Check the ingredients in your food!
Causes cellular dysfunction, has been linked to tumors, loss of vision, liver enlargement, convulsions and paralysis.
BHQ is similar to butane a lighter fluid! TBHQ is a fuel additive added to your food.
A byproduct of petroleum is a food preservative frequently added to products.
Found in such foods as
Mcdonald’s chicken nuggets and french fries.
Many brands of Microwave popcorn have Tert-Butylhydroquinone.
Pam cooking spray has petroleum byproducts.
Keebler Club crackers contain petroleum byproducts.
Kellogs eggo frozen waffles
Protect your Home and Skin from the Dangers of Formaldehyde
According to the United States Environmental Protection Agency, EPA.gov:
Instruction on How to Protect Yourself From Exposure of Formaldehyde
Use Air Conditioning and Dehumidifiers
The rate at which formaldehyde is released is accelerated by heat and may also depend somewhat on the humidity level. Therefore, the use of dehumidifier and air conditioning to control or reduce humidity and to maintain a moderate temperature can help reduce formaldehyde emissions (drain and clean dehumidifier collection trays frequently so that they do not become a breeding ground for microorganisms).

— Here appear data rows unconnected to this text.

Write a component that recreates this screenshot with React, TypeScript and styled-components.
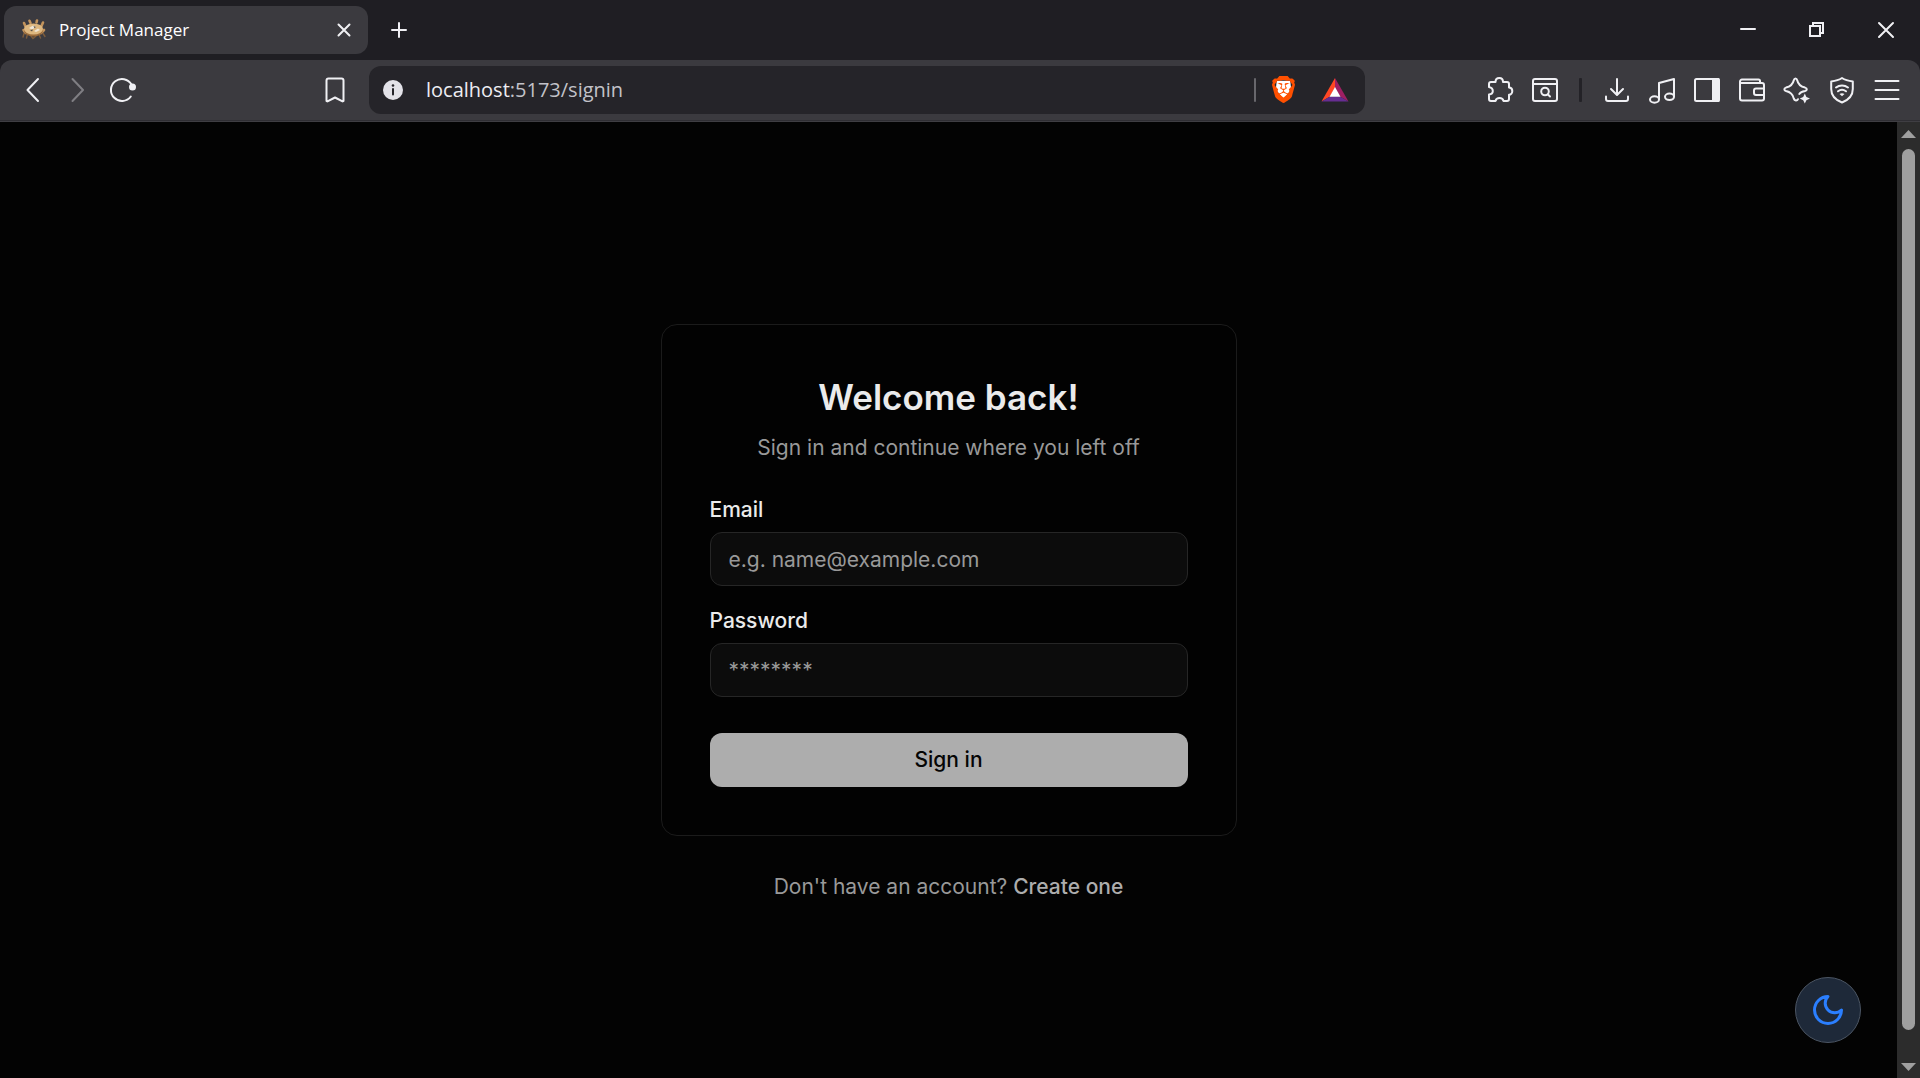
import React from 'react';
import styled, { createGlobalStyle } from 'styled-components';
import { SiBrave } from 'react-icons/si';

const GlobalStyle = createGlobalStyle`
  *, *::before, *::after { box-sizing: border-box; }
  html, body, #root { height: 100%; }
  body { margin: 0; background: #030303; overflow: hidden; }
  button, input { font: inherit; }
  button { border: 0; padding: 0; background: none; cursor: pointer; }
  svg { display: block; }
`;

const chromeFont = `'Segoe UI', 'Open Sans', 'Noto Sans', sans-serif`;
const pageFont = `Inter, 'Liberation Sans', sans-serif`;

const Window = styled.div`
  display: flex;
  flex-direction: column;
  height: 100vh;
  background: #1f1e23;
  font-family: ${chromeFont};
`;

const TabStrip = styled.header`
  display: flex;
  align-items: center;
  height: 60px;
  padding-left: 4px;
`;

const Tab = styled.div`
  display: flex;
  align-items: center;
  width: 364px;
  height: 48px;
  padding: 0 12px 0 16px;
  gap: 12px;
  border-radius: 12px;
  background: #3b3a3f;
  color: #ffffff;
  font-size: 17px;
  line-height: 24px;
`;

const TabTitle = styled.span`
  flex: 1;
`;

const IconButton = styled.button<{ $width?: number; $dim?: boolean }>`
  display: flex;
  flex: none;
  align-items: center;
  justify-content: center;
  width: ${(p) => p.$width ?? 45}px;
  height: 48px;
  color: ${(p) => (p.$dim ? '#7f7e83' : '#f0f0f4')};
`;

const WindowControls = styled.div`
  display: flex;
  margin-left: auto;
`;

const Toolbar = styled.nav`
  display: flex;
  align-items: center;
  height: 62px;
  padding: 0 11px 2px 10px;
  border-bottom: 1px solid #3f3e43;
  border-radius: 12px 12px 0 0;
  background: #3b3a3f;
  box-shadow: inset 0 -1px 0 #2f2e33;
`;

const Group = styled.div`
  display: flex;
  align-items: center;
`;

const NavGroup = styled(Group)`
  width: 347px;
  margin-right: 12px;
`;

const BookmarkButton = styled(IconButton)`
  margin-left: auto;
`;

const ToolGroup = styled(Group)`
  justify-content: flex-end;
  width: 544px;
`;

const AddressBar = styled.div`
  display: flex;
  flex: 1;
  align-items: center;
  height: 48px;
  padding: 0 5px 0 10px;
  border-radius: 12px;
  background: #252429;
`;

const Address = styled.a`
  flex: 1;
  margin-left: 19px;
  color: #c2c2c8;
  font-size: 20px;
  line-height: 28px;
  text-decoration: none;
`;

const Host = styled.span`
  color: #ededf2;
`;

const Divider = styled.span<{ $dark?: boolean }>`
  flex: none;
  width: ${(p) => (p.$dark ? 3 : 2)}px;
  height: 24px;
  margin: 0 ${(p) => (p.$dark ? 12 : 2)}px;
  border-radius: 1px;
  background: ${(p) => (p.$dark ? '#232227' : '#68676c')};
`;

const Viewport = styled.div`
  display: flex;
  flex: 1;
  min-height: 0;
  background: #030303;
`;

const Page = styled.main`
  position: relative;
  display: flex;
  flex: 1;
  flex-direction: column;
  align-items: center;
  justify-content: center;
  padding-top: 26px;
  color: #ebebeb;
  font-family: ${pageFont};
  font-size: 21px;
  line-height: 30px;
`;

const Card = styled.form`
  display: flex;
  flex-direction: column;
  width: 576px;
  max-width: 100%;
  padding: 48px;
  border: 1px solid #1b1b1b;
  border-radius: 16px;
  background: #020202;
`;

const Title = styled.h1`
  margin: 0 0 12px;
  font-size: 35px;
  font-weight: 600;
  line-height: 48px;
  text-align: center;
`;

const Subtitle = styled.p`
  margin: 0 0 32px;
  color: #999999;
  text-align: center;
`;

const Field = styled.div`
  display: flex;
  flex-direction: column;
  gap: 7px;
  margin-bottom: 20px;
`;

const Label = styled.label`
  font-weight: 500;
`;

const TextInput = styled.input`
  width: 100%;
  height: 54px;
  padding: 0 18px;
  border: 1px solid #262626;
  border-radius: 12px;
  outline: 0;
  background: #0c0c0c;
  color: #ebebeb;

  &::placeholder { color: #999999; opacity: 1; }
`;

const SubmitButton = styled.button`
  height: 54px;
  margin-top: 16px;
  border-radius: 12px;
  background: #adadad;
  color: #050505;
  font-weight: 500;
`;

const Footnote = styled.p`
  margin: 36px 0 0;
  color: #999999;
`;

const CreateLink = styled.a`
  color: #adadad;
  font-weight: 500;
  text-decoration: none;
`;

const ThemeToggle = styled.button`
  position: absolute;
  right: 36px;
  bottom: 35px;
  display: flex;
  align-items: center;
  justify-content: center;
  width: 66px;
  height: 66px;
  border: 1px solid #4b5563;
  border-radius: 50%;
  background: #1e2939;
  color: #2b7fff;
`;

const Scrollbar = styled.div`
  display: flex;
  flex-direction: column;
  align-items: center;
  width: 23px;
  padding: 8px 0 7px;
  background: #2c2c2c;
`;

const Thumb = styled.div`
  flex: 1;
  width: 13px;
  margin: 11px 0 33px;
  border-radius: 7px;
  background: #9f9f9f;
`;

type IconProps = { children: React.ReactNode; size?: number; stroke?: number };

const Icon = ({ children, size = 28, stroke = 2 }: IconProps) => (
  <svg
    width={size}
    height={size}
    viewBox={`0 0 ${size} ${size}`}
    fill="none"
    stroke="currentColor"
    strokeWidth={stroke}
    strokeLinecap="round"
    strokeLinejoin="round"
    aria-hidden="true"
  >
    {children}
  </svg>
);

const Favicon = () => (
  <svg width="27" height="24" viewBox="0 0 27 24" aria-hidden="true">
    <g fill="none" stroke="#c2935c" strokeWidth="2.6" strokeLinecap="round">
      <path d="M4 5L5.500 8.500" />
      <path d="M9.500 2.800L10.500 5" />
      <path d="M17 2.500L16.500 4.500" />
      <path d="M23 4.500L21.500 8" />
      <path d="M3.500 12L5.500 15" />
      <path d="M24 12L21 15" />
    </g>
    <g fill="none" stroke="#7d5c3c" strokeWidth="1.400" strokeLinecap="round">
      <path d="M4 15.500L3 19M7.500 16L6.500 20M23 15.500L25 18.500M19 16.500L20.500 20M11 18L13 20.500L16 18" />
    </g>
    <ellipse cx="13.500" cy="12.500" rx="9.500" ry="6" fill="#9a6b3b" />
    <ellipse cx="13.500" cy="11" rx="9.500" ry="5.600" fill="#ddb77f" />
    <path d="M9 10L13 7.500L16 9L12 11.500ZM14 13L18 10.500L20 12L16 14Z" fill="#efe6d6" />
    <path d="M13.500 8L16 9L14.500 10.200ZM10 12L13 11.500L12 13.500Z" fill="#57504a" />
  </svg>
);

const BatLogo = () => (
  <svg width="28" height="26" viewBox="0 0 28 26" aria-hidden="true">
    <path d="M14 1L.5 24.500L9 19.500L14 10.500Z" fill="#ff4724" />
    <path d="M14 1L27.500 24.500L19 19.500L14 10.500Z" fill="#9e1f63" />
    <path d="M.5 24.500H27.500L19 19.500H9Z" fill="#662d91" />
    <path d="M14 10L19.500 19.800H8.500Z" fill="#ffffff" />
  </svg>
);

const BraveLogo = () => (
  <svg width="27" height="27" viewBox="0 0 28 28" aria-hidden="true">
    <path d="M7 5H21L22 14L14 24L6 14Z" fill="#ffffff" />
    <SiBrave size={28} color="#ff5000" />
  </svg>
);

export default function App() {
  return (
    <>
      <GlobalStyle />
      <Window>
        <TabStrip>
          <Tab>
            <Favicon />
            <TabTitle>Project Manager</TabTitle>
            <IconButton type="button" $width={24} aria-label="Close tab">
              <Icon size={24} stroke={2}><path d="M6.500 6.500L17.500 17.500M17.500 6.500L6.500 17.500" /></Icon>
            </IconButton>
          </Tab>
          <IconButton type="button" $width={62} aria-label="New tab">
            <Icon><path d="M14 7V21M7 14H21" /></Icon>
          </IconButton>
          <WindowControls>
            <IconButton type="button" $width={69} aria-label="Minimise">
              <Icon><path d="M7 13H21" /></Icon>
            </IconButton>
            <IconButton type="button" $width={69} aria-label="Restore">
              <Icon>
                <g strokeLinejoin="miter">
                  <path d="M7 10H17V20H7Z" />
                  <path d="M10 10V7H20V17H17" />
                </g>
              </Icon>
            </IconButton>
            <IconButton type="button" $width={69} aria-label="Close window">
              <Icon><path d="M7 7L21 21M21 7L7 21" /></Icon>
            </IconButton>
          </WindowControls>
        </TabStrip>

        <Toolbar aria-label="Browser toolbar">
          <NavGroup>
            <IconButton type="button" aria-label="Back">
              <Icon><path d="M19 3L8.500 14L19 25" /></Icon>
            </IconButton>
            <IconButton type="button" $dim aria-label="Forward">
              <Icon><path d="M8.500 3L19 14L8.500 25" /></Icon>
            </IconButton>
            <IconButton type="button" aria-label="Reload">
              <Icon>
                <path d="M21.800 20.500A11 11 0 1 1 22.500 8.500" />
                <circle cx="23.500" cy="11" r="2.500" fill="currentColor" />
              </Icon>
            </IconButton>
            <BookmarkButton type="button" aria-label="Bookmark">
              <Icon><path d="M5.500 4.500a2 2 0 0 1 2-2h13a2 2 0 0 1 2 2V25l-1 .4L14 21.500L6.500 25.400L5.500 25Z" /></Icon>
            </BookmarkButton>
          </NavGroup>

          <AddressBar>
            <IconButton type="button" $width={28} aria-label="Site information">
              <Icon>
                <circle cx="14" cy="14" r="10" fill="#e3e2e8" stroke="none" />
                <path d="M14 13V18.500" stroke="#252429" />
                <circle cx="14" cy="9.500" r="1.300" fill="#252429" stroke="none" />
              </Icon>
            </IconButton>
            <Address href="#signin"><Host>localhost</Host>:5173/signin</Address>
            <Divider />
            <IconButton type="button" $width={51} aria-label="Brave Shields"><BraveLogo /></IconButton>
            <IconButton type="button" $width={51} aria-label="Brave Rewards"><BatLogo /></IconButton>
          </AddressBar>

          <ToolGroup>
            <IconButton type="button" aria-label="Extensions">
              <Icon>
                <path d="M5 6H9.500C9.500 3.500 11 2 13.300 2S17 3.500 17 6H21a2 2 0 0 1 2 2V11.500C25 11.500 26.300 13 26.300 15S25 18.800 23 18.800V23a2 2 0 0 1-2 2H17.500C17 22.800 15.500 22 13.500 22S10 22.800 9.500 25H5a2 2 0 0 1-2-2V18.500C5.500 18.300 6.800 17 6.800 15S5.500 11.500 3 11V8a2 2 0 0 1 2-2Z" />
              </Icon>
            </IconButton>
            <IconButton type="button" aria-label="Search tabs">
              <Icon>
                <rect x="2" y="3" width="24" height="22" rx="2" />
                <path d="M2 8H26" />
                <circle cx="14" cy="15.500" r="3.800" />
                <path d="M17 18.500L19 20.500" />
              </Icon>
            </IconButton>
            <Divider $dark />
            <IconButton type="button" aria-label="Downloads">
              <Icon><path d="M14 3V18M8 13L14 19L20 13M3 20.500V23a2 2 0 0 0 2 2H23a2 2 0 0 0 2-2V20.500" /></Icon>
            </IconButton>
            <IconButton type="button" aria-label="Playlist">
              <Icon>
                <path d="M11 23V7L26 3V20.500" />
                <ellipse cx="6.500" cy="23.500" rx="4.500" ry="3.200" />
                <ellipse cx="21.500" cy="20.800" rx="4.500" ry="3.200" />
              </Icon>
            </IconButton>
            <IconButton type="button" aria-label="Sidebar">
              <Icon>
                <rect x="2" y="3" width="24" height="22" rx="1.500" />
                <path d="M20 3H25.500V25H20Z" fill="currentColor" />
              </Icon>
            </IconButton>
            <IconButton type="button" aria-label="Wallet">
              <Icon>
                <path d="M22 7V5a1.500 1.500 0 0 0-1.500-1.500H4A2 2 0 0 0 2 5.500V22.500a2 2 0 0 0 2 2H24a2 2 0 0 0 2-2V9a2 2 0 0 0-2-2H4A1.500 1.500 0 0 1 2 5.500" />
                <path d="M26 12.500H18a2 2 0 0 0-2 2V17a2 2 0 0 0 2 2H26" />
              </Icon>
            </IconButton>
            <IconButton type="button" aria-label="Leo AI">
              <Icon>
                <path d="M15 23.200C14.200 25 11.500 25 10.800 22.600C9.800 18 7.500 16 3 15C.8 14.400 .8 12.200 3 11.600C7.500 10.600 9.800 8.500 10.800 4.200C11.400 1.800 13.600 1.800 14.200 4.200C15.200 8.500 17.400 10.600 22 11.600C24.400 12.200 24.400 14.400 22 15C18.800 15.700 17.300 16.500 16.300 18" />
                <path d="M21.800 17.500L23.400 21L27 22.600L23.400 24.200L21.800 27.600L20.200 24.200L16.800 22.600L20.200 21Z" fill="currentColor" stroke="none" />
              </Icon>
            </IconButton>
            <IconButton type="button" aria-label="VPN">
              <Icon>
                <path d="M14 2C17 4 21 5 24.800 5.500V13C24.800 19.500 20.500 24 14 26.500C7.500 24 3.200 19.500 3.200 13V5.500C7 5 11 4 14 2Z" />
                <path d="M8 11.500C11.500 8.800 16.500 8.800 20 11.500M10 15.300C12.500 13.300 15.500 13.300 18 15.300" />
                <path d="M11.500 18Q14 16.300 16.500 18L14 20.300Z" fill="currentColor" stroke="none" />
              </Icon>
            </IconButton>
            <IconButton type="button" aria-label="Menu">
              <Icon><path d="M2.500 5H25.500M2.500 14H25.500M2.500 23H25.500" /></Icon>
            </IconButton>
          </ToolGroup>
        </Toolbar>

        <Viewport>
          <Page>
            <Card onSubmit={(event) => event.preventDefault()}>
              <Title>Welcome back!</Title>
              <Subtitle>Sign in and continue where you left off</Subtitle>
              <Field>
                <Label htmlFor="email">Email</Label>
                <TextInput id="email" type="email" placeholder="e.g. name@example.com" />
              </Field>
              <Field>
                <Label htmlFor="password">Password</Label>
                <TextInput id="password" type="password" placeholder="********" />
              </Field>
              <SubmitButton type="submit">Sign in</SubmitButton>
            </Card>
            <Footnote>
              Don't have an account? <CreateLink href="#signup">Create one</CreateLink>
            </Footnote>
            <ThemeToggle type="button" aria-label="Toggle dark mode">
              <svg width="36" height="36" viewBox="0 0 24 24" fill="none" stroke="currentColor" strokeWidth="2" strokeLinecap="round" strokeLinejoin="round" aria-hidden="true">
                <path d="M12 3a6 6 0 0 0 9 9 9 9 0 1 1-9-9Z" />
              </svg>
            </ThemeToggle>
          </Page>
          <Scrollbar aria-hidden="true">
            <svg width="15" height="8" viewBox="0 0 15 8"><path d="M0 8L7.500 0L15 8Z" fill="#9f9f9f" /></svg>
            <Thumb />
            <svg width="15" height="8" viewBox="0 0 15 8"><path d="M0 0L7.500 8L15 0Z" fill="#9f9f9f" /></svg>
          </Scrollbar>
        </Viewport>
      </Window>
    </>
  );
}
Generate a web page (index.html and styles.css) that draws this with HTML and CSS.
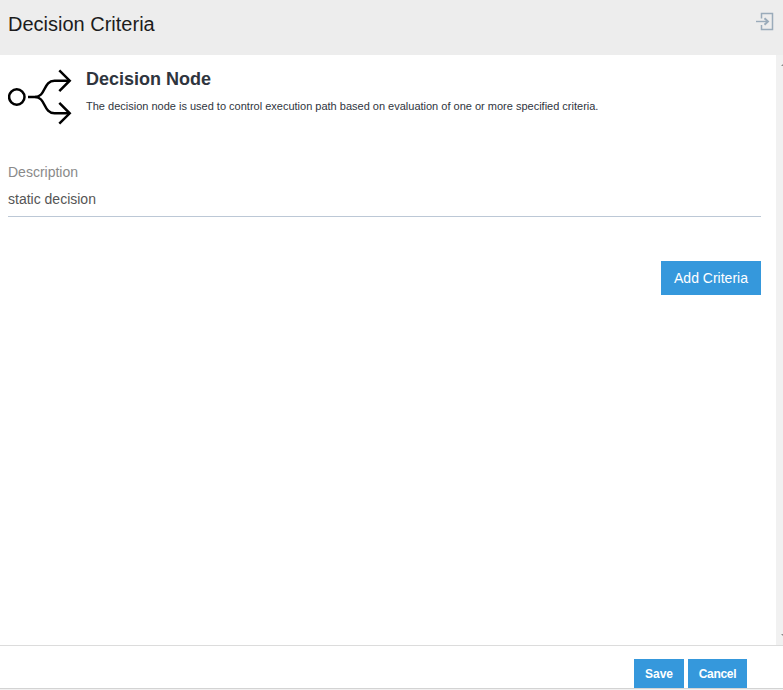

Increasing the rate of ventilation in your home, particularly after bringing new sources of formaldehyde into the home, will also help in reducing formaldehyde levels.
Purchase Certified Wood Products
Consider purchasing composite wood products certified as compliant with ANSI/HPVA HP-1-2009 (for hardwood plywood), ANSI A208.1-2009 (for particleboard), or ANSI A208.2-2009 (for medium-density fiberboard). These standards include limits on formaldehyde emissions.
Formaldehyde on Clothing
Formaldehyde can be used to prevent mildew when transporting clothing and minimize the presence of wrinkles. Minimize formaldehyde exposure by washing your new clothes to get rid of traces of the substance. Doing this will remove about 60% of formaldehyde from the clothing. Choose clothing made out of cotton material. Smelling the clothing first to check if they emit too much chemical scent is a good thing to do also.
Bisphenol A (BPA) and Phthalates in Products
Both BPA and phthalates are endocrine disrupters, products that mimic natural hormones and can affect reproductive development and health.
BPA is linked to early puberty in girls and phthalates are linked to low testosterone and to male reproductive problems. BPA and phthalates are additives in plastics. BPA creates a rigid plastic and phthalates make plastic more flexible.
Three types of phthalates have been banned in toys for young children, they are still used to soften vinyl plastics (raincoats, backpacks, shower curtains, blow-up toys) and preserve scents (soaps, lotions, and perfumes).
Even though major manufacturers are no longer making baby bottles and children’s drinking cups with BPA, it can still be found in the lining of food and beverage cans, in bottled formula, and even on shopping receipts.
How to Avoid and Reduce BPA Exposure
Do not microwave food in plastic containers because they can release BPA and other harmful or unstudied additives into food.
Avoid buying canned food or food storage containers unless they are marked “BPA-free.”
Look for children’s raincoats and backpacks that are marked “PVC-free.”
Avoid personal care products for children with “fragrance” listed in the ingredients, which may indicate presence of phthalates.